De woningbouwproductie staat gelukkig inmiddels weer als uiterst urgent benoemd in de verkiezingsprogramma’s van vrijwel alle politieke partijen. Het woningtekort neemt immers nog steeds fors toe. De gewenste differentiatie van woningen maakt het noodzakelijk niet alleen naar de 150.000 sociale huurwoningen te kijken uit het akkoord van VNG en Aedes met het Rijk, maar gelijk de mouwen op te stropen voor die ‘mix’; die 150.000 maken immers ongeveer 1/3 uit van de beoogde productie voor een gedifferentieerd woningaanbod.
Wat er waar gebouwd moet en kan worden, en hoe we komen tot een realistische en gezonde mix van functies binnen en buiten stedelijk gebied is daarmee een zeer actueel maatschappelijk vraagstuk. Zo was er vorige week een hoorzitting in de Tweede Kamer (BZK) over binnen- en buitenstedelijk bouwen. Diverse partijen hebben daar hun inzichten en standpunten ingebracht.

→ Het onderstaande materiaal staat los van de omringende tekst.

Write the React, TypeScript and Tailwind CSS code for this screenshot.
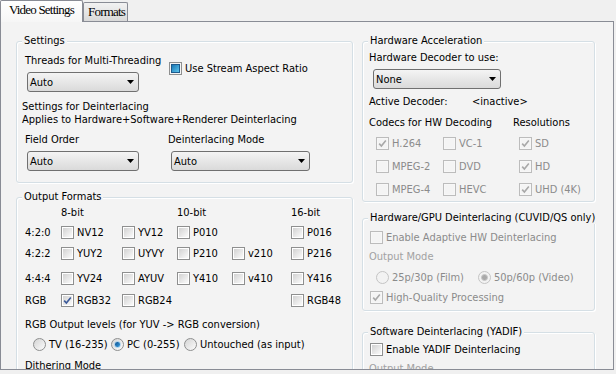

De discussie sloot goed aan op een onderzoek dat Brink een aantal jaar geleden al uitvoerde over de haalbaarheid van de woningproductie. Alhoewel in de hoorzitting de noodzaak van goede informatievoorziening wel speelde, kwam ons onderzoek van toen niet aan de orde. Daarom breng ik het, als voeding voor het debat in de Kamer maar ook daar buiten, nogmaals onder de aandacht. Het biedt mijns inziens relevante input en vormt een degelijke basis voor vervolgonderzoek. Actuele data zijn immers dé onderlegger voor adequate beleids- en besluitvorming.